Among the lawn-owning Wading River set, sentiments about the Jacobses’ thriving habitat ranges from admiring to indifferent to mixed. A few neighbors have whispered complaints that sometimes rats join the critter parade to the Jacobses’ yard. Mr. Jacobs said they’re drawn to birdseed — and to other neighbors’ yards too — and also that he just invested in new rodent-proof compost bins.

Mr. Camp, the landscaper, maintains a friendly politesse with the Jacobses, and said that as bountiful as their garden was, lawns like his involve far less work. The other landscaper whose property abuts their yard did not respond to requests for comment.

Linda Covello, who lives down the road, and who has also kept a dead tree in place because woodpeckers regularly nest there, described Ms. Jacobs as “some sort of Galadriel from Lord of the Rings.”

“You’ve got your landscaping people out here,” Ms. Covello said, “But she’s the lady of the woods, the goddess of the woods.”

Overall, though, the Jacobses had to concede that locally, their approach to nature wasn’t exactly catching on.

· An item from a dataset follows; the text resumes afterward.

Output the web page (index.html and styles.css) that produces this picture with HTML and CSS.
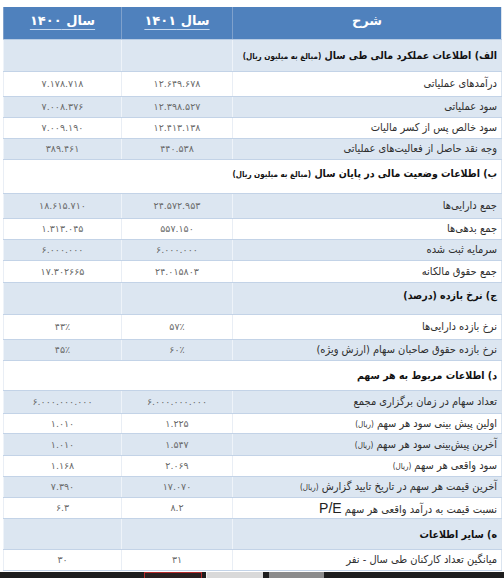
FILE: index.html
```html
<!DOCTYPE html>
<html lang="fa">
<head>
<meta charset="utf-8">
<title>خلاصه اطلاعات</title>
<link rel="stylesheet" href="styles.css">
</head>
<body>
<table class="report" dir="rtl">
  <colgroup>
    <col class="c-desc"><col class="c-y1"><col class="c-y0">
  </colgroup>
  <thead>
    <tr class="h32">
      <th>شرح</th>
      <th><span class="ul">سال ۱۴۰۱</span></th>
      <th><span class="ul">سال ۱۴۰۰</span></th>
    </tr>
  </thead>
  <tbody>
    <tr class="odd h32 sec"><td>الف) اطلاعات عملکرد مالی طی سال <small>(مبالغ به میلیون ریال)</small></td><td></td><td></td></tr>
    <tr class="h25"><td>درآمدهای عملیاتی</td><td>۱۲.۶۴۹.۶۷۸</td><td>۷.۱۷۸.۷۱۸</td></tr>
    <tr class="odd h21"><td>سود عملیاتی</td><td>۱۲.۳۹۸.۵۲۷</td><td>۷.۰۰۸.۳۷۶</td></tr>
    <tr class="h21"><td>سود خالص پس از کسر مالیات</td><td>۱۲.۴۱۳.۱۳۸</td><td>۷.۰۰۹.۱۹۰</td></tr>
    <tr class="odd h21"><td>وجه نقد حاصل از فعالیت‌های عملیاتی</td><td>۴۴۰.۵۳۸</td><td>۳۸۹.۴۶۱</td></tr>
    <tr class="h34 sec sec-high"><td colspan="3">ب) اطلاعات وضعیت مالی در پایان سال <small>(مبالغ به میلیون ریال)</small></td></tr>
    <tr class="odd h25"><td>جمع دارایی‌ها</td><td>۲۴.۵۷۲.۹۵۳</td><td>۱۸.۶۱۵.۷۱۰</td></tr>
    <tr class="h21"><td>جمع بدهی‌ها</td><td>۵۵۷.۱۵۰</td><td>۱.۳۱۳.۰۴۵</td></tr>
    <tr class="odd h21"><td>سرمایه ثبت شده</td><td>۶.۰۰۰.۰۰۰</td><td>۶.۰۰۰.۰۰۰</td></tr>
    <tr class="h22"><td>جمع حقوق مالکانه</td><td>۲۴.۰۱۵۸۰۳</td><td>۱۷.۳۰۲۶۶۵</td></tr>
    <tr class="odd h32 sec sec-high"><td>ج) نرخ بازده (درصد)</td><td></td><td></td></tr>
    <tr class="h25"><td>نرخ بازده دارایی‌ها</td><td>۵۷٪</td><td>۴۳٪</td></tr>
    <tr class="odd h21"><td>نرخ بازده حقوق صاحبان سهام (ارزش ویژه)</td><td>۶۰٪</td><td>۴۵٪</td></tr>
    <tr class="h30 sec"><td colspan="3">د) اطلاعات مربوط به هر سهم</td></tr>
    <tr class="odd h23"><td>تعداد سهام در زمان برگزاری مجمع</td><td>۶.۰۰۰.۰۰۰.۰۰۰</td><td>۶.۰۰۰.۰۰۰.۰۰۰</td></tr>
    <tr class="h20"><td>اولین پیش بینی سود هر سهم <small>(ریال)</small></td><td>۱.۲۲۵</td><td>۱.۰۱۰</td></tr>
    <tr class="odd h22"><td>آخرین پیش‌بینی سود هر سهم <small>(ریال)</small></td><td>۱.۵۴۷</td><td>۱.۰۱۰</td></tr>
    <tr class="h21"><td>سود واقعی هر سهم <small>(ریال)</small></td><td>۲.۰۶۹</td><td>۱.۱۶۸</td></tr>
    <tr class="odd h21"><td>آخرین قیمت هر سهم در تاریخ تایید گزارش <small>(ریال)</small></td><td>۱۷.۰۷۰</td><td>۷.۳۹۰</td></tr>
    <tr class="h21"><td>نسبت قیمت به درآمد واقعی هر سهم <span class="latin">P/E</span></td><td>۸.۲</td><td>۶.۳</td></tr>
    <tr class="odd h31 sec"><td>ه) سایر اطلاعات</td><td></td><td></td></tr>
    <tr class="h21"><td>میانگین تعداد کارکنان طی سال - نفر</td><td>۳۱</td><td>۳۰</td></tr>
  </tbody>
</table>
<div class="taskbar">
  <span class="tb-btn tb-red"></span>
  <span class="tb-btn tb-light"></span>
  <span class="tb-btn tb-mid"></span>
</div>
</body>
</html>
```

FILE: styles.css
```css
html, body {
  margin: 0;
  padding: 0;
  background: #ffffff;
  overflow: hidden;
}

body {
  width: 504px;
  height: 578px;
  font-family: "DejaVu Sans", "Noto Sans", sans-serif;
}

.report {
  margin: 7px 0 0 3px;
  width: 498px;
  border-collapse: collapse;
  table-layout: fixed;
  border-left: 1px solid #dbe4ef;
  border-right: 1px solid #dbe4ef;
}

.c-desc { width: 269px; }
.c-y1 { width: 111px; }
.c-y0 { width: 118px; }

.report th {
  background: #4f81bd;
  color: #ffffff;
  font-weight: bold;
  font-size: 13px;
  text-align: center;
  padding: 0 0 4px;
  border-left: 1px solid #7fa1cc;
  border-bottom: 1px solid #b8cce4;
}

.report th .ul {
  text-decoration: underline;
  text-decoration-color: #c5d9f1;
  text-underline-offset: 4px;
}

.report td {
  padding: 0;
  font-size: 9.5px;
  color: #6a6a6a;
  text-align: center;
  vertical-align: middle;
  border-bottom: 1px solid #c3d3e7;
  border-left: 1px solid #e9eef5;
  white-space: nowrap;
  overflow: visible;
}

.report td:first-child {
  text-align: right;
  padding-right: 4px;
  font-family: "DejaVu Sans Condensed", "DejaVu Sans", sans-serif;
  font-stretch: condensed;
  font-size: 11px;
  color: #2e2e2e;
}

.report tr.odd td {
  background: #dce6f1;
  border-left-color: #eef3f9;
}

.report tr.sec td:first-child {
  font-weight: bold;
  font-size: 10.5px;
  color: #111111;
}

.report td small {
  font-size: 8px;
}

.report tr.sec-high td {
  padding-bottom: 6px;
}

.latin {
  font-family: "Liberation Sans", Arial, sans-serif;
  font-stretch: normal;
  font-size: 14px;
  color: #222222;
}

.h20 { height: 20px; }
.h21 { height: 21px; }
.h22 { height: 22px; }
.h23 { height: 23px; }
.h25 { height: 25px; }
.h30 { height: 30px; }
.h31 { height: 31px; }
.h32 { height: 32px; }
.h34 { height: 34px; }

.taskbar {
  margin-top: 1px;
  height: 8px;
  background: #1e1e1e;
  display: flex;
  align-items: flex-start;
  padding-left: 144px;
  gap: 4px;
}

.tb-btn {
  display: block;
  height: 8px;
  box-sizing: border-box;
}

.tb-red {
  width: 58px;
  border: 1px solid #b42a2a;
  border-bottom: none;
  background: #2a2020;
}

.tb-light {
  width: 57px;
  background: #d9d9d9;
  border-left: 1px solid #f2f2f2;
}

.tb-mid {
  width: 57px;
  background: #8c8c8c;
  border-left: 2px solid #1e1e1e;
}
```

Then a magazine marketing executive named William McCaffrey bought the house across from them in 2020, and moved in with Maxwell, his miniature pinscher.

From the start, Mr. McCaffrey was entranced by the Jacobses’ garden, and took photos as he and Maxwell walked by. He and Ms. Jacobs got to chatting, and he told her that he wanted to gussy up his place, too, and grow wisteria. Ms. Jacobs gently relayed that as beautiful as wisteria was, it was invasive, smothering native plants and starving them of light.

“She told me she could show me alternatives,” Mr. McCaffrey said. “I never really thought about it. She educated me.”

She gave him seeds from her flowers and he planted them along with other native species. This past summer, hummingbirds, monarch butterflies and pairs of goldfinches zipped between the Jacobses’ garden and his. Now Mr. McCaffrey is planning to vastly expand his flower beds, which, per Ms. Jacobs’s counsel, he enriches using leaves from his lawn, to include 30 other kinds of native plants. He has two cars, and thinks about what else he could do in his yard to offset their carbon dioxide emissions.

“I’m a convert,” Mr. McCaffrey said, “It really made me think about how and what I pick for my garden works into the whole cycle.”

He is also noticing the land around him in new ways. One of his favorite trees on his property is a twisty, soaring locust. Gazing at it one day, Mr. McCaffrey realized he could see the shape of a woman in its graceful branches, and now he spots her every time he looks.

“Can you see her?” he said, pointing up to the tree one recent day. “A ballerina.”